TASK PROMPT: Below are some entries. Copy each line that holds the string "this".

(Front-end source files)

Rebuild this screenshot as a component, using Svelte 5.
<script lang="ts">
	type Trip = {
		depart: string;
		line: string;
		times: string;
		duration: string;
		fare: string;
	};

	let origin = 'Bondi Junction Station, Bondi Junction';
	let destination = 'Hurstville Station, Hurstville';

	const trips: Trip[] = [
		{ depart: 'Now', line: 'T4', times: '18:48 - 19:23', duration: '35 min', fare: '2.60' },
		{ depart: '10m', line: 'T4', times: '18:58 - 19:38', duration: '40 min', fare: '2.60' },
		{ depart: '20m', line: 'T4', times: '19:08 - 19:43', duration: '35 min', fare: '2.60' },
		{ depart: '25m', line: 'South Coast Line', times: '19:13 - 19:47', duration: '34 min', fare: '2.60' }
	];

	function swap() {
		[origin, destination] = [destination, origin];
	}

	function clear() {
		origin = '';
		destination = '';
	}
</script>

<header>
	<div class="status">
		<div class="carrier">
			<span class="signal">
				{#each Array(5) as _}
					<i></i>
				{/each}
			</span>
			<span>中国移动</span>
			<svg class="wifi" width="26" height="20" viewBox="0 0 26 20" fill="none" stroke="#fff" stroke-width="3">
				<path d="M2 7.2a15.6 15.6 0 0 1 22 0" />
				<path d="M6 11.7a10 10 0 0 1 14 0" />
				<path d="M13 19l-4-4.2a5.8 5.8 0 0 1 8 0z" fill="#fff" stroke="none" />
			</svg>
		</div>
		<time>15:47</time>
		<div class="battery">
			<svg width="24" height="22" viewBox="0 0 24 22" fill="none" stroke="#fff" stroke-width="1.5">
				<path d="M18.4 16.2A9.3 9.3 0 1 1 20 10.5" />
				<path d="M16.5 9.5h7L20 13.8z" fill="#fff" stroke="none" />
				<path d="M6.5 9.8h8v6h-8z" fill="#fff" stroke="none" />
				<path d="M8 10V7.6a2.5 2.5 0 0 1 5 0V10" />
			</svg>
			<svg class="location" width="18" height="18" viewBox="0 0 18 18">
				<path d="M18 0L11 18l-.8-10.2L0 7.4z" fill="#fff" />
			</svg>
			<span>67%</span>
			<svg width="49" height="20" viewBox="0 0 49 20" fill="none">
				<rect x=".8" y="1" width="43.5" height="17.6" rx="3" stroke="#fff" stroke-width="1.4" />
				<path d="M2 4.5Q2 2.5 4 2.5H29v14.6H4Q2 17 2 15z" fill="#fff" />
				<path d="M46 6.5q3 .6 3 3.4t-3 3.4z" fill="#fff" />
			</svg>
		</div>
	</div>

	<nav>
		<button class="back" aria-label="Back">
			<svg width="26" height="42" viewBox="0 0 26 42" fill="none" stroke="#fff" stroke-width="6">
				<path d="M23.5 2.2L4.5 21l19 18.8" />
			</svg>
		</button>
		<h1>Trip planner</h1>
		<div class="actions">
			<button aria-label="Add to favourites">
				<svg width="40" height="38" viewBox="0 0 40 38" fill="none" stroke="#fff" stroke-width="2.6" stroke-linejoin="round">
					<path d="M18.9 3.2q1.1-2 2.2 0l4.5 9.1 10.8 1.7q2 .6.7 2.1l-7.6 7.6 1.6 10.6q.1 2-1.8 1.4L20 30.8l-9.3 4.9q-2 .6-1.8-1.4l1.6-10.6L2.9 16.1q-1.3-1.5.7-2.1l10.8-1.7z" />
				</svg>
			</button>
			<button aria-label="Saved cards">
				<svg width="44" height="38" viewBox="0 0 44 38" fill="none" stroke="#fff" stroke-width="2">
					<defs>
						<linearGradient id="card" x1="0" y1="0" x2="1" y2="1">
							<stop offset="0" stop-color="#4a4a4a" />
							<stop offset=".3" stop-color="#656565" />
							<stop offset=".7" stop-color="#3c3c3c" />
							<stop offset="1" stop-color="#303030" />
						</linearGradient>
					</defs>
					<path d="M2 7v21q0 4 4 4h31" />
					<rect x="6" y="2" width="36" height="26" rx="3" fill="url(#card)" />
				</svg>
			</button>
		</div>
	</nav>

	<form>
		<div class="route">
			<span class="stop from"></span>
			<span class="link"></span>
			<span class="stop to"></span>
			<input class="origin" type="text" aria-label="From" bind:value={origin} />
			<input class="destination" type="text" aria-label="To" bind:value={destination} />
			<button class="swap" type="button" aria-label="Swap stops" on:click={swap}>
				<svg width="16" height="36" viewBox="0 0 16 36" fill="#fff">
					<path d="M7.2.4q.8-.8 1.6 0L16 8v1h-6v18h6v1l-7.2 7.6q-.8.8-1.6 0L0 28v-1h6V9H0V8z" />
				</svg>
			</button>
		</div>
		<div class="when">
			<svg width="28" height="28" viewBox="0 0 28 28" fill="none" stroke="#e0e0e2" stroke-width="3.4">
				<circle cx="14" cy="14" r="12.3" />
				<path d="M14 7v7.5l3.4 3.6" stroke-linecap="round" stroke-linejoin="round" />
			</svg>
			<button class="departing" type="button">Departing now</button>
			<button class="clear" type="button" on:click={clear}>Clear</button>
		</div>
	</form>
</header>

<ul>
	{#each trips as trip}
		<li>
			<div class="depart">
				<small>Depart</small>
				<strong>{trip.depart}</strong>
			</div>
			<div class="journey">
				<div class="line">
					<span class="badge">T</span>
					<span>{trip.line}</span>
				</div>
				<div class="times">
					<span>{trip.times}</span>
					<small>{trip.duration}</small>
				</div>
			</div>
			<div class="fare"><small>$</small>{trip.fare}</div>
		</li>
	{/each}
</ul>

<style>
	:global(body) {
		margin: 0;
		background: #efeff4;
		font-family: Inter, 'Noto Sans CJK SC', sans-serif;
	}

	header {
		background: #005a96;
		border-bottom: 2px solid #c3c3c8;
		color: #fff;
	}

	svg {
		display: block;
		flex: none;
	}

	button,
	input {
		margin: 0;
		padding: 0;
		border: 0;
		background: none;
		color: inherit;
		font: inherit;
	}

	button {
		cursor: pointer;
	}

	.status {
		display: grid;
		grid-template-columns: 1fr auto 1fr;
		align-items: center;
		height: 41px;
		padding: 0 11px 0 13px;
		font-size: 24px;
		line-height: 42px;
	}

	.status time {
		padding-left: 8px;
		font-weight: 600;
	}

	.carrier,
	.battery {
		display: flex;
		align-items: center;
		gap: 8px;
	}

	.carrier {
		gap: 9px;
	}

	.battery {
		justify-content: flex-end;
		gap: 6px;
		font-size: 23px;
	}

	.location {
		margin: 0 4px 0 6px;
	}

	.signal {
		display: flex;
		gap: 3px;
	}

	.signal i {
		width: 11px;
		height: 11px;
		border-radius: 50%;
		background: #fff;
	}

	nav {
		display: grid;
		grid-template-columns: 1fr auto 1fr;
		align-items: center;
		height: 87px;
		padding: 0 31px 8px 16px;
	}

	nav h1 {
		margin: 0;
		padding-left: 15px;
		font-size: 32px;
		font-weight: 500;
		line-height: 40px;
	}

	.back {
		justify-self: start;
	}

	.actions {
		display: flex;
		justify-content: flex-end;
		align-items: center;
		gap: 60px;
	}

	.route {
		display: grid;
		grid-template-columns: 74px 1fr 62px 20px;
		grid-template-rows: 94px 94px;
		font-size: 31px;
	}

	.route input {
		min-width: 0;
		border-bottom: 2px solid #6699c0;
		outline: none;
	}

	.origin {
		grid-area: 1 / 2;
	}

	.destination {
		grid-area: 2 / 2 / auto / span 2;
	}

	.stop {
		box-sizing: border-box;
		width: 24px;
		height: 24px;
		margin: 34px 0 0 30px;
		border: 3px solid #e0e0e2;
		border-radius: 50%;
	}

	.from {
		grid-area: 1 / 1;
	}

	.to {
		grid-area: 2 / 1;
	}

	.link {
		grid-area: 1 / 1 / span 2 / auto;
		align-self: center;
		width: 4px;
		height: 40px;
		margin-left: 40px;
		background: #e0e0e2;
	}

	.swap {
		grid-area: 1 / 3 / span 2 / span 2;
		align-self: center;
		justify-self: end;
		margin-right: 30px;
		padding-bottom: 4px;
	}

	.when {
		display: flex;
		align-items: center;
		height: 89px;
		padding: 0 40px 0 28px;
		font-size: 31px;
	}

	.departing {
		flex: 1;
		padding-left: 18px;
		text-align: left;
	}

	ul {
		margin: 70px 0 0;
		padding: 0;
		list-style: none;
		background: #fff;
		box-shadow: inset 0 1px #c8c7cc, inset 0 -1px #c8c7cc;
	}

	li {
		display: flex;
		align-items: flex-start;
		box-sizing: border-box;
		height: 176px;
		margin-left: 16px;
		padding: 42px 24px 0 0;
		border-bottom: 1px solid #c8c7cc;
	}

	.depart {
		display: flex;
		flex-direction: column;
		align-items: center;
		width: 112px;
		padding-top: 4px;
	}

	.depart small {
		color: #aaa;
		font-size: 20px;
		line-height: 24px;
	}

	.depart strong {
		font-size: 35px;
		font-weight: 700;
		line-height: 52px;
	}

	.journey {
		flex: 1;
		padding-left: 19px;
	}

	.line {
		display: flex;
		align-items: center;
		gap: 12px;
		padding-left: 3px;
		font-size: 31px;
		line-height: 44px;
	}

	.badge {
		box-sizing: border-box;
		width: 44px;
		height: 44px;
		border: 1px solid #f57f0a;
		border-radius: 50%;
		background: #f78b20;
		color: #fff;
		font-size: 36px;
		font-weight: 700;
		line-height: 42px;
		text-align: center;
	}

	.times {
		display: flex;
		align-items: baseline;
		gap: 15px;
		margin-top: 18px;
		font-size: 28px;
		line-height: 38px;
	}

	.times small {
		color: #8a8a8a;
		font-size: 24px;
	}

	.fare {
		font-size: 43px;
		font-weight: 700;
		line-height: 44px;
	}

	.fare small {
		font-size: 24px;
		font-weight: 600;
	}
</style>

* * *

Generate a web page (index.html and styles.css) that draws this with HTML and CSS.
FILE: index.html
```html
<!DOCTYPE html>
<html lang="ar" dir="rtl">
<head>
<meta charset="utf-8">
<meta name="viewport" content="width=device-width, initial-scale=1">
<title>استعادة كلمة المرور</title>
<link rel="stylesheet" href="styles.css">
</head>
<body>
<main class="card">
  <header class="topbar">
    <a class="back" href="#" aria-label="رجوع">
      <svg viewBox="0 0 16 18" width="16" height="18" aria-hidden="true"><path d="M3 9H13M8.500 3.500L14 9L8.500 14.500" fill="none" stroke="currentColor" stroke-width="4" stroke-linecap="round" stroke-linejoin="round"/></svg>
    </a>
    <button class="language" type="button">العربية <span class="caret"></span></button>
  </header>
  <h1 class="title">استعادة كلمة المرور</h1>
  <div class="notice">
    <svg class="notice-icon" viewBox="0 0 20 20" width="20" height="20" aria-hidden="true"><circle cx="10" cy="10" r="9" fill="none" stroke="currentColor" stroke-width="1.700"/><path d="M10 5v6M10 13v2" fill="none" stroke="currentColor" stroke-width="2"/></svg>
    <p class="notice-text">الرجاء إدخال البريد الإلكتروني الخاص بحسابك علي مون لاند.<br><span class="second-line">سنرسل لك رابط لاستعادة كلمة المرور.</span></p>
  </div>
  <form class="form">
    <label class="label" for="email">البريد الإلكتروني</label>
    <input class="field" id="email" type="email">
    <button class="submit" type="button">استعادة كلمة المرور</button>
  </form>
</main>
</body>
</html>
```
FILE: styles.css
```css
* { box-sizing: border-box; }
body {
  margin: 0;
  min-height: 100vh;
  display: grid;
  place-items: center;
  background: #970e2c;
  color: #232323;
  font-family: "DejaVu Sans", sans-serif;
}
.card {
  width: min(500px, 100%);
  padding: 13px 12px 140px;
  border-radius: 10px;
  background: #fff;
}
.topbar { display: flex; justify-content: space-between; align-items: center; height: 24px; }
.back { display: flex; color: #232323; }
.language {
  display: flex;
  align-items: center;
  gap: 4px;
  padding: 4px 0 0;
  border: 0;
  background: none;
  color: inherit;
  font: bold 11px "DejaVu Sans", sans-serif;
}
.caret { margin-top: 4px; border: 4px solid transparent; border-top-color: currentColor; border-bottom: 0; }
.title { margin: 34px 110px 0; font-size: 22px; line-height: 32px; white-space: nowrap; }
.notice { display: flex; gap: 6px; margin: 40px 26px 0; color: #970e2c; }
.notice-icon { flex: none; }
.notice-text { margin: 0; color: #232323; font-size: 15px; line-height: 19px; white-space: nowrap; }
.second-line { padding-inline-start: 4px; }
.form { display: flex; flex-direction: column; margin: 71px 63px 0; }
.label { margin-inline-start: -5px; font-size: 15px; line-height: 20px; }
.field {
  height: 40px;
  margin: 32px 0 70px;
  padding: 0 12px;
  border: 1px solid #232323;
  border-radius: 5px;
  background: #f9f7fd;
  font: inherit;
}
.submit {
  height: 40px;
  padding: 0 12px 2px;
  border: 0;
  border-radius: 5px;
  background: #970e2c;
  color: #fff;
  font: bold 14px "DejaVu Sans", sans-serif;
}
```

THE COMPLETED TASK:
Rebuild this screenshot as a component, using Svelte 5.
Generate a web page (index.html and styles.css) that draws this with HTML and CSS.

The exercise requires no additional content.